Kenyan President Uhuru Kenyatta speaking at the launch of Uasin Gishu county infrastructure machines in Eldoret, said that the government is set to invest Ksh600m to revive the Rift Valley Textile factory in Eldoret which would help create job opportunities for the youth.
Kenyatta further said that developing the country without discrimination was his main priority, despite the latest opinion poll outcome indicating that a majority of Kenyans were dissatisfied with his administration.
Rivatex was incorporated on 19th June 1975 and bought by Moi University in the year 2007. Before going into receivership in 1998 and eventually ceasing operations in the year 2000, the mill used to consume an average of 2,800 tonnes of cotton and 550 tonnes of polyester/viscose resulting in over 15 million metres of fabric per annum.
This signifies the immense potential of the textile plant to break even within a short time.

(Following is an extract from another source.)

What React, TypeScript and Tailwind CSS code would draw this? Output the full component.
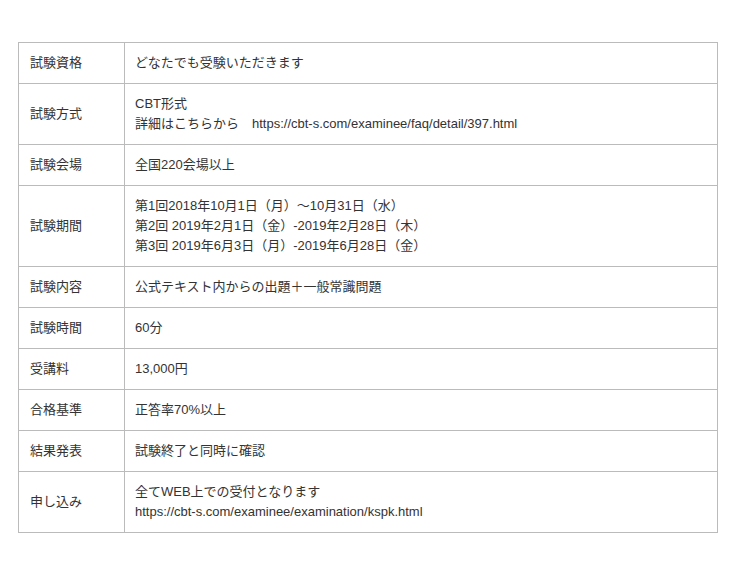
import React from "react";

const rows: { label: string; lines: string[] }[] = [
  { label: "試験資格", lines: ["どなたでも受験いただきます"] },
  { label: "試験方式", lines: ["CBT形式", "詳細はこちらから　https://cbt-s.com/examinee/faq/detail/397.html"] },
  { label: "試験会場", lines: ["全国220会場以上"] },
  {
    label: "試験期間",
    lines: [
      "第1回2018年10月1日（月）～10月31日（水）",
      "第2回 2019年2月1日（金）-2019年2月28日（木）",
      "第3回 2019年6月3日（月）-2019年6月28日（金）",
    ],
  },
  { label: "試験内容", lines: ["公式テキスト内からの出題＋一般常識問題"] },
  { label: "試験時間", lines: ["60分"] },
  { label: "受講料", lines: ["13,000円"] },
  { label: "合格基準", lines: ["正答率70%以上"] },
  { label: "結果発表", lines: ["試験終了と同時に確認"] },
  { label: "申し込み", lines: ["全てWEB上での受付となります", "https://cbt-s.com/examinee/examination/kspk.html"] },
];

export default function App() {
  return (
    <div
      className="w-[740px] h-[573px] bg-white pt-[42px] pl-[18px] text-[#333] text-[13px] leading-[20px]"
      style={{ fontFamily: '"Liberation Sans", "Noto Sans CJK JP", sans-serif' }}
    >
      <table className="w-[700px] border-collapse">
        <tbody>
          {rows.map((r) => (
            <tr key={r.label}>
              <td className="w-[106px] border border-[#bbb] pl-[11px] pr-2 py-[10px] align-middle">
                {r.label}
              </td>
              <td className="border border-[#bbb] pl-[10px] pr-2 py-[10px] align-middle">
                {r.lines.map((l, i) => (
                  <div key={i} className="whitespace-pre">
                    {l}
                  </div>
                ))}
              </td>
            </tr>
          ))}
        </tbody>
      </table>
    </div>
  );
}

Before its collapse it was the leading textile mill in East Africa, with a reputation of producing the best quality fabrics. Despite having been in receivership for over seven years, the gap that Rivatex left was not filled.
As at now most of those clients who sourced their goods from Rivatex are ready to place orders of over USD 3,500,000 per annum
Deputy President William Ruto said that the Jubilee Administration would work closely with stakeholders in the manufacturing sector in order to give a fresh lease of life to the ailing industry.
By expanding the textile plant and purchasing equipment to facilitate manufacturing operations, the government would revive the cotton industry.
The head of state, who is in the North Rift accompanied by his deputy William Ruto, also announced that the government has also set aside Ksh900 million to improve the New KCC and pay farmers their arrears.